__WHAT YOU HAVE TO DO__
Gather all lines in the entries that include the word "Output".

# INPUT MATERIAL start

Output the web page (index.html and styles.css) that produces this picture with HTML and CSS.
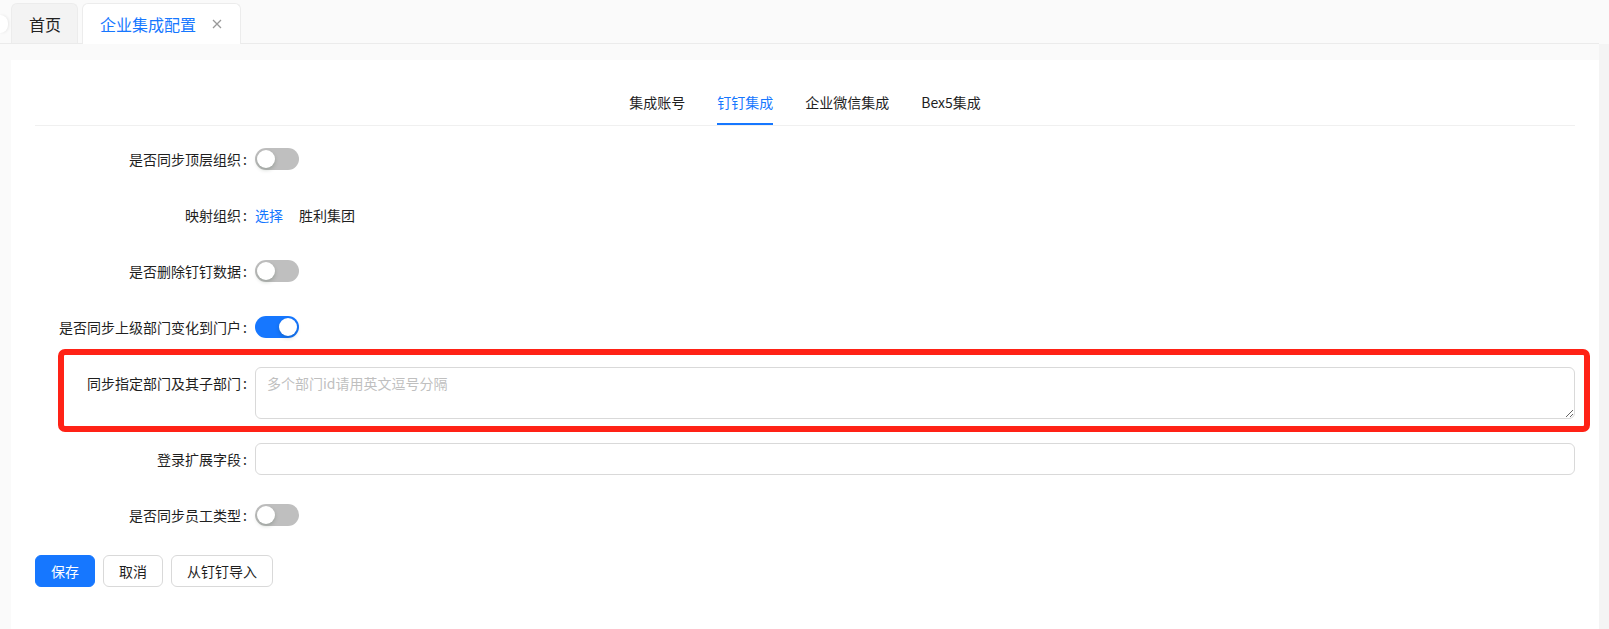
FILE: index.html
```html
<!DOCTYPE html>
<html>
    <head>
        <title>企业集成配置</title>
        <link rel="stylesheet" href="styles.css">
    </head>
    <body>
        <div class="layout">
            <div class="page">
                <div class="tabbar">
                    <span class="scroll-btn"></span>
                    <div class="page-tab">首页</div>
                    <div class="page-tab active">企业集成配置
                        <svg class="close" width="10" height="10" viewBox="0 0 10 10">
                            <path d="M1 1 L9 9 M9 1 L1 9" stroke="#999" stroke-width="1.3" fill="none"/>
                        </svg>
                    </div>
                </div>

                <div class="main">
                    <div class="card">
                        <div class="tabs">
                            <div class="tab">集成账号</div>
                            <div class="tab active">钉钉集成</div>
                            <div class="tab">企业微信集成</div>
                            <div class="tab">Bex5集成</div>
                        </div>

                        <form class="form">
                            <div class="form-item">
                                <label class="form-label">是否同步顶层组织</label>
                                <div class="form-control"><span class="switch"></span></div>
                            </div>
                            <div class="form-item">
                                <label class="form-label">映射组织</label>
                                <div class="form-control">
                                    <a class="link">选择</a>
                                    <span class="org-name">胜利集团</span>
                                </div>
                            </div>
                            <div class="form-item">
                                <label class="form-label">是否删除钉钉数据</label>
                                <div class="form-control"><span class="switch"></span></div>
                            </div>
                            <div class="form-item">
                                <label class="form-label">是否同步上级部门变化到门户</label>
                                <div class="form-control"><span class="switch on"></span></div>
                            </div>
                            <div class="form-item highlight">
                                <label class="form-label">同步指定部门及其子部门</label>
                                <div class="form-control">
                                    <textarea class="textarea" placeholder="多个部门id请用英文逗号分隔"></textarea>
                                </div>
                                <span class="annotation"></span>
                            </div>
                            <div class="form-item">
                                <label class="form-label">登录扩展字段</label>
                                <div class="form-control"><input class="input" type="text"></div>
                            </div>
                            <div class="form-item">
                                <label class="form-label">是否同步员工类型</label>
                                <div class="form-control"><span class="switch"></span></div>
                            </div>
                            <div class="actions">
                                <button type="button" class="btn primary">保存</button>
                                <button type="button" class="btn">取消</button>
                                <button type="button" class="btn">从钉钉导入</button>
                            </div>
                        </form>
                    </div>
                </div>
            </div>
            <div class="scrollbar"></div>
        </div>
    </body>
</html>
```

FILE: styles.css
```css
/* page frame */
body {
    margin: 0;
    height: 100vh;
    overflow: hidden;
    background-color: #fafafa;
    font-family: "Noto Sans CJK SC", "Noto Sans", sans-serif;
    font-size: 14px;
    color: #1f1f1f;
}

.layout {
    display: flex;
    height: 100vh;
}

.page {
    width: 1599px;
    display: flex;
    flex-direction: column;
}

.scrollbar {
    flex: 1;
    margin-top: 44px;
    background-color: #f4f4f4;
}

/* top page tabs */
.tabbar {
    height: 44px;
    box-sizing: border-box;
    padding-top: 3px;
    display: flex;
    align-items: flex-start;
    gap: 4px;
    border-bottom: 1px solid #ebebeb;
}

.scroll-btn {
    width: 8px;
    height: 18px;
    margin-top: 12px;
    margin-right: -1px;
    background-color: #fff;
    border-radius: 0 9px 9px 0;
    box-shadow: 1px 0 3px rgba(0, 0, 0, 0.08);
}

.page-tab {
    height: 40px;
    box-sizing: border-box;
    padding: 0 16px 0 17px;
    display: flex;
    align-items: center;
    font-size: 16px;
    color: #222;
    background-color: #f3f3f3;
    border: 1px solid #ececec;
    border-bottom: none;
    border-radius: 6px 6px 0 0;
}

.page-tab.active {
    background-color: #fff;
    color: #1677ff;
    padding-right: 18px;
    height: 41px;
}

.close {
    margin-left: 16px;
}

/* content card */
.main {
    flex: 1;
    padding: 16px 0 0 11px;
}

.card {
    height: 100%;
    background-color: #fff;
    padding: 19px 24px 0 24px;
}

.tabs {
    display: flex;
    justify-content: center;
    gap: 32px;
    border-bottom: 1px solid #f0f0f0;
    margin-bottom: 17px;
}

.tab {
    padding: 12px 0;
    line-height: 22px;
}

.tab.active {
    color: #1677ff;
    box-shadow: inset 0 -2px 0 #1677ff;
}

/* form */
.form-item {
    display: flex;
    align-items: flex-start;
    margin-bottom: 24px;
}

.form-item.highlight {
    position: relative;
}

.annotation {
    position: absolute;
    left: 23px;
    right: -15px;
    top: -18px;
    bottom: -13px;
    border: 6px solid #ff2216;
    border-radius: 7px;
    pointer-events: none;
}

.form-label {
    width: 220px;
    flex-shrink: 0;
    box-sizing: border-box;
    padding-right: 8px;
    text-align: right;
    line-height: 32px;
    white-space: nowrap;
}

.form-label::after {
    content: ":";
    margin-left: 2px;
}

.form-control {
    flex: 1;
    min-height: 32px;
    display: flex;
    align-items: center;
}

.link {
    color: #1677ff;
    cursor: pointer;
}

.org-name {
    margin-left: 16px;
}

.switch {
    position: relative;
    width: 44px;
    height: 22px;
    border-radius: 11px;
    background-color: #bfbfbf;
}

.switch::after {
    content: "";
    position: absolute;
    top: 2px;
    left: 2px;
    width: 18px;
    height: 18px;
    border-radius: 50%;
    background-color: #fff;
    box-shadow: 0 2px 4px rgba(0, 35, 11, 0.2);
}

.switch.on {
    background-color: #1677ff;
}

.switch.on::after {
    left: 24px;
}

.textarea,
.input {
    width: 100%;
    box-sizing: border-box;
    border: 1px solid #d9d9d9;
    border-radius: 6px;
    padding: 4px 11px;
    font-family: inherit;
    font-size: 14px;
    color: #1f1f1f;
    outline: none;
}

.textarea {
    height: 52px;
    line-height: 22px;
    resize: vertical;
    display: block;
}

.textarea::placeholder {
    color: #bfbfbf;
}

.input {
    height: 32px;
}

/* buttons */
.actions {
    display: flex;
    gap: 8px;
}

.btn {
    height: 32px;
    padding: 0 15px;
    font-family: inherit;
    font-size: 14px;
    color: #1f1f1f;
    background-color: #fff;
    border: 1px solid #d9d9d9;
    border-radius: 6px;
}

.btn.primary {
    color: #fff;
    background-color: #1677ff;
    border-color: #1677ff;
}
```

# INPUT MATERIAL end
# INPUT MATERIAL start

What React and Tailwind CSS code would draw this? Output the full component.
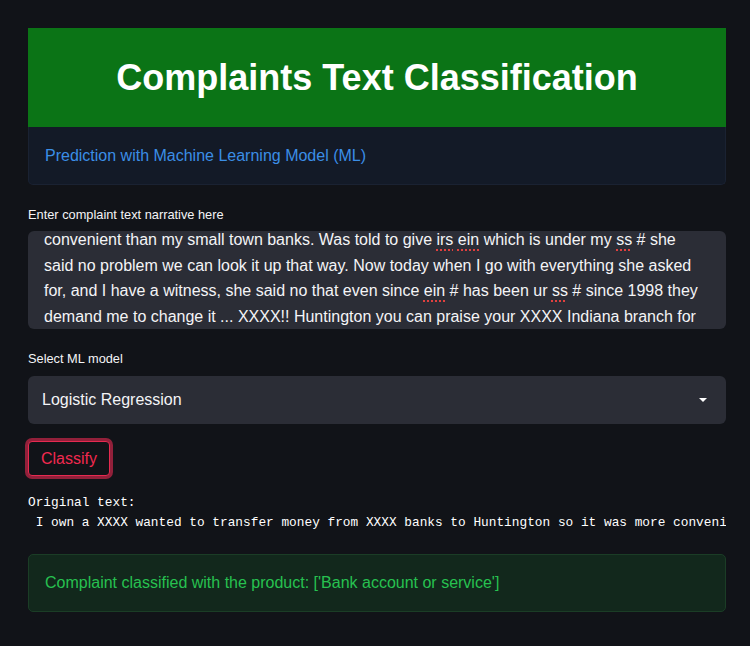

# INPUT MATERIAL end

__TASK RESPONSE__
Output the web page (index.html and styles.css) that produces this picture with HTML and CSS.
What React and Tailwind CSS code would draw this? Output the full component.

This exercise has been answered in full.